At the same time, other groups are expanding their original training programs in new directions. The KIPP Foundation has allowed leaders from other charter-management organizations to take part in its training; about 20 out of 140 people in its upcoming five-week summer institute will be from schools other than those founded by KIPP, said Kelly Wright, the foundation's chief learning officer.
Partnership With Districts
This year, KIPP went even broader, thanks to a federal Investing in Innovation, or i3, grant. With the $50 million grant, the foundation created the KIPP Leadership Design Fellowship, which has brought together representatives from a dozen districts and several CMOs and educator training programs. Between now and October, the fellowship participants will gain insight into how KIPP trains its leaders.
Ms. White said the training program was created in part to answer the increasing number of questions that the charter network was receiving from people interested in how it trained its school principals and school founders.

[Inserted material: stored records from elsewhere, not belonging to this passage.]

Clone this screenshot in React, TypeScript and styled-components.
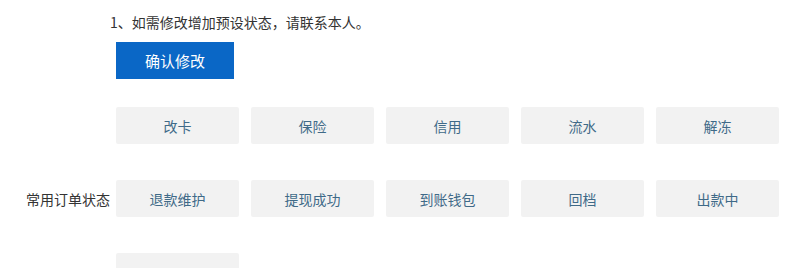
import React from 'react';
import styled, { createGlobalStyle } from 'styled-components';

const GlobalStyle = createGlobalStyle`
	html, body {
		margin: 0;
		padding: 0;
		background: #ffffff;
	}
	body {
		font-family: 'Noto Sans CJK SC', 'Liberation Sans', sans-serif;
		font-size: 14px;
		color: #333333;
	}
`;

const presets = [
	['改卡', '保险', '信用', '流水', '解冻'],
	['退款维护', '提现成功', '到账钱包', '回档', '出款中'],
	[''],
];

export default function App() {
	return (
		<>
			<GlobalStyle />
			<Page>
				<Block>
					<Spacer />
					<Content>
						<Notice>1、如需修改增加预设状态，请联系本人。</Notice>
						<ConfirmButton>确认修改</ConfirmButton>
					</Content>
				</Block>
				<FormRow>
					<Label>常用订单状态</Label>
					<TagGrid>
						{presets.flat().map((name, i) => (
							<Tag key={i}>{name}</Tag>
						))}
					</TagGrid>
				</FormRow>
			</Page>
		</>
	);
}

const Page = styled.div`
	width: 800px;
	height: 268px;
	overflow: hidden;
	padding-top: 12px;
	box-sizing: border-box;
`;

const Block = styled.div`
	display: flex;
`;

const Spacer = styled.div`
	width: 110px;
	flex-shrink: 0;
`;

const Content = styled.div`
	display: flex;
	flex-direction: column;
	align-items: flex-start;
`;

const Notice = styled.div`
	line-height: 20px;
	color: #333333;
`;

const ConfirmButton = styled.button`
	margin: 10px 0 0 6px;
	width: 118px;
	height: 37px;
	border: none;
	background-color: #0a67c6;
	color: #ffffff;
	font-family: inherit;
	font-size: 15px;
	padding: 0;
	cursor: pointer;
`;

const FormRow = styled.div`
	display: flex;
	align-items: center;
	margin-top: 28px;
`;

const Label = styled.div`
	width: 110px;
	flex-shrink: 0;
	box-sizing: border-box;
	padding-left: 26px;
	color: #333333;
	white-space: nowrap;
`;

const TagGrid = styled.div`
	display: grid;
	grid-template-columns: repeat(5, 123px);
	grid-auto-rows: 37px;
	column-gap: 12px;
	row-gap: 36px;
	margin-left: 6px;
`;

const Tag = styled.div`
	display: flex;
	align-items: center;
	justify-content: center;
	background-color: #f2f2f2;
	border-radius: 2px;
	color: #3f6a88;
	font-size: 14px;
`;
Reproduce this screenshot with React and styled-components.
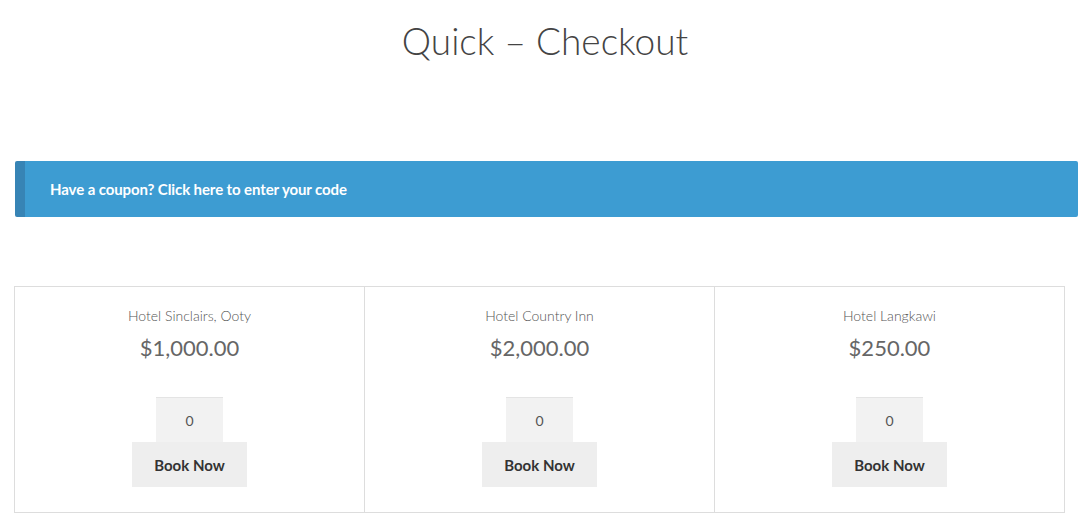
import React from "react";
import styled, { createGlobalStyle } from "styled-components";

const Global = createGlobalStyle`
  html, body {
    margin: 0;
    padding: 0;
    background: #fff;
    font-family: "Lato", "Open Sans", sans-serif;
    color: #555;
  }
`;

const Page = styled.div`
  width: 1090px;
  padding-top: 16px;
`;

const Title = styled.h1`
  margin: 0;
  text-align: center;
  font-family: "Lato", sans-serif;
  font-weight: 300;
  font-size: 37px;
  line-height: 50px;
  color: #444;
`;

const Notice = styled.div`
  margin: 95px 12px 0 15px;
  height: 56px;
  display: flex;
  align-items: center;
  padding-left: 25px;
  background: #3d9cd2;
  border-left: 10px solid #3784b5;
  border-radius: 2px;
  box-sizing: border-box;
  color: #fff;
  font-size: 15px;
  font-weight: 700;
  letter-spacing: -0.1px;
`;

const Grid = styled.div`
  margin: 69px 0 0 14px;
  width: 1051px;
  display: grid;
  grid-template-columns: 349px 350px 350px;
  border: 1px solid #ddd;
  box-sizing: border-box;
`;

const Cell = styled.div`
  height: 225px;
  display: flex;
  flex-direction: column;
  align-items: center;
  padding-top: 19px;
  box-sizing: border-box;
  border-left: ${({ $first }) => ($first ? "none" : "1px solid #ddd")};
`;

const Name = styled.div`
  font-size: 14px;
  font-weight: 300;
  color: #555;
  line-height: 20px;
`;

const Price = styled.div`
  margin-top: 7px;
  font-size: 22px;
  color: #666;
  line-height: 30px;
`;

const Qty = styled.div`
  margin-top: 34px;
  width: 67px;
  height: 45px;
  background: #f2f2f2;
  border-top: 1px solid #e4e4e4;
  box-sizing: border-box;
  display: flex;
  align-items: center;
  justify-content: center;
  font-size: 14px;
  color: #555;
`;

const Button = styled.button`
  width: 115px;
  height: 45px;
  border: none;
  background: #eeeeee;
  font-family: "Lato", sans-serif;
  font-size: 15px;
  font-weight: 700;
  color: #333;
  cursor: pointer;
`;

const hotels = [
  { name: "Hotel Sinclairs, Ooty", price: "$1,000.00" },
  { name: "Hotel Country Inn", price: "$2,000.00" },
  { name: "Hotel Langkawi", price: "$250.00" },
];

export default function App() {
  return (
    <Page>
      <Global />
      <Title>Quick – Checkout</Title>
      <Notice>Have a coupon? Click here to enter your code</Notice>
      <Grid>
        {hotels.map((h, i) => (
          <Cell key={h.name} $first={i === 0}>
            <Name>{h.name}</Name>
            <Price>{h.price}</Price>
            <Qty>0</Qty>
            <Button>Book Now</Button>
          </Cell>
        ))}
      </Grid>
    </Page>
  );
}
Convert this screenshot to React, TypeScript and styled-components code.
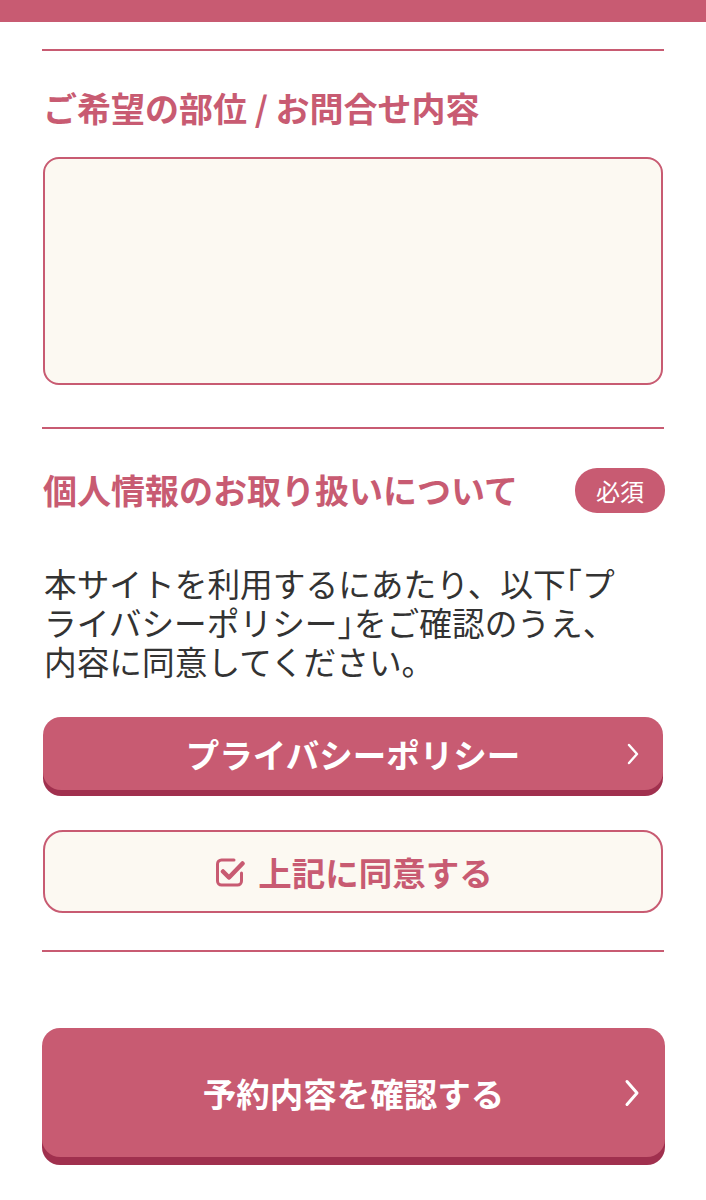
import React from "react";
import styled, { createGlobalStyle } from "styled-components";

const PINK = "#c85b72";
const DARK = "#a0304e";
const CREAM = "#fcf9f2";

const Global = createGlobalStyle`
  html, body { margin: 0; padding: 0; background: #fff; }
  body { font-family: "Noto Sans CJK JP", "Noto Sans", sans-serif; }
  * { box-sizing: border-box; }
`;

const TopBar = styled.div`
  height: 22px;
  background: ${PINK};
`;

const Page = styled.main`
  display: flex;
  flex-direction: column;
  padding: 0 42px 40px 42px;
`;

const Divider = styled.hr<{ $mt: number }>`
  margin: ${(p) => p.$mt}px 0 0 0;
  border: none;
  height: 2px;
  background: ${PINK};
  width: 622px;
`;

const Heading = styled.h2<{ $mt?: number }>`
  margin: ${(p) => p.$mt ?? 0}px 0 0 1px;
  font-size: 34px;
  line-height: 40px;
  font-weight: 700;
  color: ${PINK};
`;

const TextArea = styled.textarea`
  margin: 29px 0 0 1px;
  width: 620px;
  height: 228px;
  border: 2px solid ${PINK};
  border-radius: 16px;
  background: ${CREAM};
  resize: none;
  outline: none;
  font-family: inherit;
`;

const HeadRow = styled.div`
  margin-top: 38px;
  display: flex;
  align-items: center;
  justify-content: space-between;
  width: 623px;
  height: 46px;
`;

const Badge = styled.span`
  display: inline-flex;
  align-items: center;
  justify-content: center;
  width: 90px;
  height: 45px;
  border-radius: 22px;
  background: ${PINK};
  color: #fff;
  font-size: 24px;
  font-weight: 400;
`;

const Paragraph = styled.p`
  margin: 50px 0 0 2px;
  width: 620px;
  font-size: 32.7px;
  line-height: 39px;
  color: #333;
  font-weight: 400;
`;

const Bracket = styled.span`
  font-feature-settings: "halt";
`;

const PrimaryButton = styled.button<{ $mt: number; $h: number; $shadow: number; $wide?: boolean }>`
  position: relative;
  margin-top: ${(p) => p.$mt}px;
  margin-left: ${(p) => (p.$wide ? 0 : 1)}px;
  width: ${(p) => (p.$wide ? 623 : 620)}px;
  height: ${(p) => p.$h}px;
  border: none;
  border-radius: 18px;
  background: ${PINK};
  box-shadow: 0 ${(p) => p.$shadow}px 0 ${DARK};
  color: #fff;
  font-family: inherit;
  font-size: 33.5px;
  font-weight: 700;
  display: flex;
  align-items: center;
  justify-content: center;
  padding: 0;
  cursor: pointer;
`;

const Chevron = styled.svg<{ $right: number }>`
  position: absolute;
  right: ${(p) => p.$right}px;
  top: 50%;
  transform: translateY(-50%);
`;

const AgreeButton = styled.button`
  margin: 40px 0 0 1px;
  width: 620px;
  height: 83px;
  border: 2px solid ${PINK};
  border-radius: 20px;
  background: ${CREAM};
  color: ${PINK};
  font-family: inherit;
  font-size: 33.5px;
  font-weight: 700;
  display: flex;
  align-items: center;
  justify-content: center;
  gap: 13px;
  padding: 0 0 0 2px;
  cursor: pointer;
`;

const CheckIcon = () => (
  <svg width="30" height="30" viewBox="0 0 30 30" fill="none">
    <path
      d="M19 3H6.5A4 4 0 0 0 2.5 7v17a4 4 0 0 0 4 4h16a4 4 0 0 0 4-4v-8"
      stroke={PINK}
      strokeWidth="3"
      strokeLinecap="round"
    />
    <path
      d="M8 14.5l6 6L27.5 6.5"
      stroke={PINK}
      strokeWidth="4.5"
      strokeLinecap="round"
      strokeLinejoin="round"
    />
  </svg>
);

export default function App() {
  return (
    <>
      <Global />
      <TopBar />
      <Page>
        <Divider $mt={27} />
        <Heading $mt={37}>ご希望の部位 / お問合せ内容</Heading>
        <TextArea />
        <Divider $mt={42} />
        <HeadRow>
          <Heading>個人情報のお取り扱いについて</Heading>
          <Badge>必須</Badge>
        </HeadRow>
        <Paragraph>
          本サイトを利用するにあたり、以下<Bracket>「</Bracket>プ
          <br />
          ライバシーポリシー<Bracket>」</Bracket>をご確認のうえ、
          <br />
          内容に同意してください。
        </Paragraph>
        <PrimaryButton $mt={37} $h={73} $shadow={6}>
          プライバシーポリシー
          <Chevron $right={23} width="14" height="22" viewBox="0 0 14 22">
            <path d="M3 2l8 9-8 9" stroke="#fff" strokeWidth="2.4" fill="none" strokeLinecap="round" strokeLinejoin="round" />
          </Chevron>
        </PrimaryButton>
        <AgreeButton>
          <CheckIcon />
          上記に同意する
        </AgreeButton>
        <Divider $mt={37} />
        <PrimaryButton $mt={76} $h={129} $shadow={8} $wide>
          予約内容を確認する
          <Chevron $right={24} width="18" height="28" viewBox="0 0 18 28">
            <path d="M4 2.5l10 11.5-10 11.5" stroke="#fff" strokeWidth="3" fill="none" strokeLinecap="round" strokeLinejoin="round" />
          </Chevron>
        </PrimaryButton>
      </Page>
    </>
  );
}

"We were reflecting on what is the best way to share the lessons we're learning," Ms. White said. "So we decided to do a cohort model, based on how we train our leaders." The hope is that the participants will take what they've learned back to their own communities and expand their local leader-training capacity, she said.
Ms. Campbell, with the Center for Reinventing Public Education, believes that charter school leadership programs will always remain relatively small, compared with the thousands of university-based principal programs across the country. However, principals in district-run schools are increasingly finding themselves in need of the skills in which charter leaders are trained.
"I hope that what we'll see is that traditional preparation programs adjust to become like charter school leadership programs," she said.